Life taught me, the hard way like it teaches everyone, that most friendships are seasonal. Close friends fade. Not because of betrayal or conflict, but because people change, circumstances shift, and paths diverge. It’s not personal. It’s human. And once I understood that, something inside me settled. I stopped expecting permanence from people who were never meant to stay forever.


Now I approach companionship differently. I enjoy the moment while it’s here — the laughter, the conversations, the shared experiences — and when the season ends, I let it end. No bitterness. No regret. Just a quiet acceptance that some people are blessings for a time, not for a lifetime. I don’t chase, I don’t cling, and I don’t force anyone to remain in my orbit. I would never be the one to end a friendship, but I also don’t hold on to someone who has decided it’s time to drift. Their choice becomes my closure.

Family tends to be the exception, the one bond that usually endures unless something truly breaks it. But even then, I don’t build my identity on people — not friends, not family, not anyone. My father’s words shaped that part of me: don’t depend too much on others; be responsible for yourself. At the time, I didn’t fully grasp it. Now I see it as one of the most important truths he ever gave me.


Because ultimately, this journey is mine alone. Companionship is a blessing, but it cannot be the foundation of my life. Searching for it, chasing it, or being consumed by the need for it is a waste of time and energy. People can walk with me, but they cannot walk for me. My faith cannot be piggybacked on someone else’s devotion. My path toward salvation is mine to walk, mine to guard, and mine to answer for.


And that is where God becomes the only true permanence. When friendships fade, when seasons shift, when people come and go, He remains. Not as a fallback, not as a convenience, but as the anchor that sustains me. The more I learned to release people without resentment, the more I realized that God fills the space they leave behind with something deeper: peace, clarity, and strength.
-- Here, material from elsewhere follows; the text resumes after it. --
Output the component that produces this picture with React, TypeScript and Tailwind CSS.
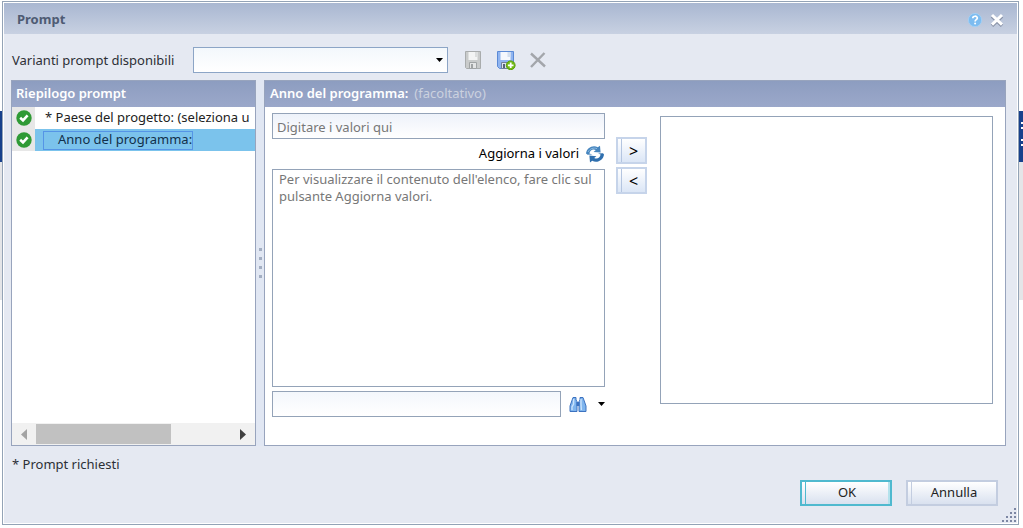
import React from "react";

const CheckIcon = () => (
  <svg width="16" height="16" viewBox="0 0 16 16" fill="none" aria-hidden="true">
    <circle cx="8" cy="8" r="7.7" fill="#2f9a35" />
    <path d="M4.2 7.8L7 10.4L11.6 5.4" stroke="white" strokeWidth="2.6" />
  </svg>
);

const SaveIcon = () => (
  <svg width="20" height="20" viewBox="0 0 20 20" fill="none" aria-hidden="true">
    <path d="M2.5 1.5H17.5V18.5H3.5L2.5 17.5Z" fill="#c9cbcb" stroke="#a9acad" />
    <path d="M5.5 2H14.5V10H5.5Z" fill="#f3f4f4" />
    <path d="M12 2H14.5V7H12Z" fill="#dcdede" />
    <path d="M6.5 12.5H13.5V18.5H6.5Z" fill="#e4e5e5" stroke="#a1a4a5" />
    <path d="M8 14H10V18H8Z" fill="#a0a3a4" />
  </svg>
);

const SaveAsIcon = () => (
  <svg width="20" height="20" viewBox="0 0 20 20" fill="none" aria-hidden="true">
    <path d="M1.5 1.5H17.5V18.5H3.5L1.5 16.5Z" fill="#8fb4f0" stroke="#5b8ad6" />
    <path d="M4.5 2H14.5V10H4.5Z" fill="#f5f8fd" />
    <path d="M11.5 2H14.5V7H11.5Z" fill="#d3dfef" />
    <path d="M5.5 12.5H13.5V18.5H5.5Z" fill="#dfe5ee" stroke="#71809a" />
    <path d="M7 14H9V18H7Z" fill="#55627a" />
    <circle cx="14.7" cy="15.3" r="4.4" fill="#72bb12" stroke="#5ba00d" />
    <path d="M14.7 12.5V18.1M11.9 15.3H17.5" stroke="white" strokeWidth="1.8" />
  </svg>
);

const DeleteIcon = () => (
  <svg width="18" height="18" viewBox="0 0 18 18" fill="none" aria-hidden="true">
    <path d="M2 2.5L16 15.5M15.5 2L2 16" stroke="#a3a6ab" strokeWidth="2.4" />
  </svg>
);

const HelpIcon = () => (
  <svg width="14" height="14" viewBox="0 0 14 14" fill="none" aria-hidden="true">
    <circle cx="7" cy="7" r="6.6" fill="#7dbcf0" stroke="#a2d2f7" strokeWidth="0.8" />
    <path
      d="M4.8 5.2C4.8 2.6 9.3 2.6 9.3 5C9.3 6.6 7.1 6.6 7.1 8.4"
      stroke="white"
      strokeWidth="1.7"
    />
    <circle cx="7.1" cy="10.5" r="1" fill="white" />
  </svg>
);

const CloseIcon = () => (
  <svg width="14" height="14" viewBox="0 0 14 14" fill="none" aria-hidden="true">
    <path d="M2 3.2L12 12.8M12 3.2L2 12.8" stroke="#8791a6" strokeWidth="3.4" />
    <path d="M2 2L12 11.6M12 2L2 11.6" stroke="white" strokeWidth="3" />
  </svg>
);

const RefreshIcon = () => (
  <svg width="20" height="18" viewBox="0 0 20 18" fill="none" aria-hidden="true">
    <path
      d="M1 8.6C1.6 3 7.6-.4 12.8 2.2L15 .8L15.6 7.6L8.6 7L10.8 5C8 3.6 5 5 4.4 8.6L7.4 9.6L2.6 9.8Z"
      fill="#4685be"
    />
    <path
      d="M19 9.4C18.4 15 12.4 18.4 7.2 15.8L5 17.4L4.4 10.6L11.4 11.2L9.2 13C12 14.4 15 13 15.6 9.6L13 8.6L18 8.2Z"
      fill="#2f6fae"
    />
    <path d="M3 7C5 3.4 8.6 2.4 12 3.6" stroke="#8bbbe2" strokeWidth="1" />
  </svg>
);

const BinocularsIcon = () => (
  <svg width="18" height="17" viewBox="0 0 18 17" fill="none" aria-hidden="true">
    <path
      d="M4 1.5H7V4L8 5.5V15.5H1V10Z"
      fill="#7fb5ee"
      stroke="#3c72c0"
      strokeLinejoin="round"
    />
    <path
      d="M14 1.5H11V4L10 5.5V15.5H17V10Z"
      fill="#7fb5ee"
      stroke="#3c72c0"
      strokeLinejoin="round"
    />
    <path d="M7.5 6H10.5V10H7.5Z" fill="#3c72c0" />
    <path d="M4.6 3V8L3 11V14M12 3V8L12.4 14" stroke="#c9e2fb" strokeWidth="1.4" />
  </svg>
);

const CaretIcon = () => (
  <svg width="7" height="4" viewBox="0 0 7 4" aria-hidden="true">
    <path d="M0 0H7L3.5 4Z" fill="black" />
  </svg>
);

const ResizeGrip = () => (
  <svg width="15" height="15" viewBox="0 0 15 15" fill="#7c86a3" aria-hidden="true">
    <path d="M12 0h2v2h-2zM12 4h2v2h-2zM8 4h2v2h-2zM12 8h2v2h-2zM8 8h2v2h-2zM4 8h2v2h-2zM12 12h2v2h-2zM8 12h2v2h-2zM4 12h2v2h-2zM0 12h2v2h-2z" />
  </svg>
);

const prompts = [
  { label: "* Paese del progetto: (seleziona u", selected: false },
  { label: "Anno del programma:", selected: true },
];

const PromptSummary = () => {
  return (
    <section className="w-[245px] shrink-0 flex flex-col bg-white border border-[#98a4bd]">
      <h2 className="h-[26px] px-1 flex items-center bg-linear-to-b from-[#8d9dc0] to-[#9ba8ca] text-white font-semibold">
        Riepilogo prompt
      </h2>
      <ul className="flex-1">
        {prompts.map((prompt) => (
          <li key={prompt.label} className="h-[22px] flex">
            <span className="w-[23px] shrink-0 grid place-items-center bg-[#e7e7e7]">
              <CheckIcon />
            </span>
            <button
              type="button"
              className={
                prompt.selected
                  ? "flex-1 min-w-0 flex items-center pl-2 bg-[#7bc3ec] text-[#12304a]"
                  : "flex-1 min-w-0 flex items-center pl-[10px] text-[#222222] overflow-hidden"
              }
            >
              <span
                className={
                  prompt.selected
                    ? "h-[19px] pl-[14px] flex items-center border border-[#5595e6] whitespace-nowrap"
                    : "whitespace-nowrap"
                }
              >
                {prompt.label}
              </span>
            </button>
          </li>
        ))}
      </ul>
      <div className="h-[22px] flex items-center bg-[#f1f1f1]">
        <button type="button" aria-label="Scorri a sinistra" className="w-6 h-full grid place-items-center">
          <svg width="6" height="11" viewBox="0 0 6 11">
            <path d="M6 0V11L0 5.5Z" fill="#a3a3a3" />
          </svg>
        </button>
        <div className="flex-1 h-5">
          <div className="w-[69%] h-full bg-[#c1c1c1]" />
        </div>
        <button type="button" aria-label="Scorri a destra" className="w-6 h-full grid place-items-center">
          <svg width="6" height="11" viewBox="0 0 6 11">
            <path d="M0 0V11L6 5.5Z" fill="#404040" />
          </svg>
        </button>
      </div>
    </section>
  );
};

const MoveButton = ({ label, children }: { label: string; children: React.ReactNode }) => (
  <button
    type="button"
    aria-label={label}
    className="w-[31px] h-[27px] flex border-2 border-[#c6d4ea] bg-linear-to-b from-white to-[#dbe6f6] text-black text-base"
  >
    <span className="w-1 h-full border-r border-[#b4c5e0]" />
    <span className="flex-1 h-full grid place-items-center leading-5">{children}</span>
  </button>
);

const PromptValues = () => {
  return (
    <section className="flex-1 min-w-0 flex flex-col bg-white border border-[#98a4bd]">
      <h2 className="h-[26px] px-[5px] flex items-center gap-[6px] bg-linear-to-b from-[#8d9dc0] to-[#9ba8ca] text-white font-semibold">
        Anno del programma:
        <span className="font-normal text-[#cbd1df]">(facoltativo)</span>
      </h2>
      <div className="flex-1 flex pl-[7px] pr-3">
        <div className="flex-1 min-w-0 flex flex-col pt-[6px] pb-7">
          <input
            type="text"
            aria-label="Valore"
            placeholder="Digitare i valori qui"
            className="w-full h-[26px] px-1 pt-[2px] border border-[#94a3b8] bg-linear-to-b from-[#eef2fa] to-white placeholder:text-[#777777] outline-none"
          />
          <div className="h-[30px] flex justify-end items-center">
            <button type="button" className="flex items-center gap-[6px] text-black">
              Aggiorna i valori
              <RefreshIcon />
            </button>
          </div>
          <div className="flex-1 px-[6px] pt-[1px] leading-[17px] border border-[#94a3b8] text-[#777777]">
            Per visualizzare il contenuto dell'elenco, fare clic sul pulsante Aggiorna valori.
          </div>
          <div className="mt-1 flex items-center">
            <input
              type="text"
              aria-label="Cerca"
              className="flex-1 min-w-0 h-[26px] px-1 border border-[#94a3b8] bg-linear-to-b from-[#f3f7fc] to-white outline-none"
            />
            <button type="button" aria-label="Trova" className="ml-2 mr-[11px]">
              <BinocularsIcon />
            </button>
            <button type="button" aria-label="Opzioni di ricerca">
              <CaretIcon />
            </button>
          </div>
        </div>
        <div className="flex flex-col gap-[3px] pl-[11px] pr-[13px] pt-[30px]">
          <MoveButton label="Aggiungi">&gt;</MoveButton>
          <MoveButton label="Rimuovi">&lt;</MoveButton>
        </div>
        <div className="flex-1 min-w-0 flex pt-[9px] pb-[41px]">
          <div className="flex-1 border border-[#94a3b8]" />
        </div>
      </div>
    </section>
  );
};

const Toolbar = () => {
  return (
    <div className="flex items-center pl-2 pt-[13px] pb-[7px] text-[#2c2f36]">
      <label htmlFor="variant" className="w-[181px] pt-[2px]">
        Varianti prompt disponibili
      </label>
      <div className="relative w-[255px] h-[26px]">
        <select
          id="variant"
          className="w-full h-full appearance-none border border-[#8ca5c6] bg-linear-to-b from-[#f3f8fc] to-white outline-none"
        />
        <span className="absolute right-[5px] top-[11px] pointer-events-none">
          <CaretIcon />
        </span>
      </div>
      <div className="ml-[15px] flex items-center gap-[13px]">
        <button type="button" aria-label="Salva">
          <SaveIcon />
        </button>
        <button type="button" aria-label="Salva con nome">
          <SaveAsIcon />
        </button>
        <button type="button" aria-label="Elimina">
          <DeleteIcon />
        </button>
      </div>
    </div>
  );
};

const Footer = () => {
  return (
    <footer className="pl-2 pt-2 text-[#2c2f36]">
      <p className="leading-5">* Prompt richiesti</p>
      <div className="flex justify-end items-end pt-[6px]">
        <div className="flex gap-[14px] pb-[17px] pr-1">
          <button
            type="button"
            className="w-[92px] h-[26px] flex border-2 border-[#4fb9cf] bg-linear-to-b from-white to-[#d9e1ef] text-[#222222]"
          >
            <span className="w-1 h-full border-r border-[#4fb9cf]" />
            <span className="flex-1 h-full grid place-items-center">OK</span>
            <span className="w-[2px] h-full bg-[#b4e2ec]" />
          </button>
          <button
            type="button"
            className="w-[92px] h-[26px] flex border-2 border-[#c3cde0] bg-linear-to-b from-white to-[#d9e1ef] text-[#222222]"
          >
            <span className="w-1 h-full border-r border-[#c3cde0]" />
            <span className="flex-1 h-full grid place-items-center">Annulla</span>
          </button>
        </div>
        <ResizeGrip />
      </div>
    </footer>
  );
};

const Backdrop = () => {
  return (
    <div className="absolute inset-0 pt-[111px] overflow-hidden" aria-hidden="true">
      <div className="h-[51px] pt-[11px] flex flex-col items-end gap-[10px] bg-[#17418c]">
        <span className="w-[2px] h-[7px] border-y-2 border-white" />
        <span className="w-[2px] h-[7px] border-y-2 border-white" />
      </div>
      <div className="h-[138px] bg-[#e4e5e8]" />
    </div>
  );
};

const App = () => {
  return (
    <main className="relative min-h-screen flex flex-col bg-white pt-[1px] pl-[2px] pr-1 pb-[3px] font-['Noto_Sans','Open_Sans',sans-serif] text-[13px]">
      <Backdrop />
      <div
        role="dialog"
        aria-labelledby="title"
        className="relative flex-1 flex flex-col p-[1px] border border-[#93a3b6] bg-white"
      >
        <div className="flex-1 flex flex-col bg-[#e5e9f2]">
          <header className="h-[31px] px-[13px] pt-[2px] flex items-center justify-between bg-linear-to-b from-[#a9b7d1] to-[#c8d1e2]">
            <h1 id="title" className="font-bold text-[#4e5b73]">
              Prompt
            </h1>
            <div className="flex items-center gap-2">
              <button type="button" aria-label="Guida">
                <HelpIcon />
              </button>
              <button type="button" aria-label="Chiudi">
                <CloseIcon />
              </button>
            </div>
          </header>
          <Toolbar />
          <div className="flex-1 flex pl-[7px] pr-[11px]">
            <PromptSummary />
            <div className="w-2 shrink-0 flex flex-col items-center justify-center gap-[6px] bg-[#e1e7f3] cursor-col-resize">
              <span className="w-[3px] h-[3px] bg-[#a3aec2]" />
              <span className="w-[3px] h-[3px] bg-[#a3aec2]" />
              <span className="w-[3px] h-[3px] bg-[#a3aec2]" />
              <span className="w-[3px] h-[3px] bg-[#a3aec2]" />
            </div>
            <PromptValues />
          </div>
          <Footer />
        </div>
      </div>
    </main>
  );
};

export default App;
I no longer fear losing people. I no longer cling to what is temporary. I no longer confuse companionship with foundation. I simply live, learn, and let go — trusting that whoever is meant to stay will stay without being held, and whoever leaves was never meant to be permanent.


This isn’t coldness. It’s maturity.

This isn’t indifference. It’s freedom.

This isn’t loneliness. It’s clarity.

And it took a lifetime to learn.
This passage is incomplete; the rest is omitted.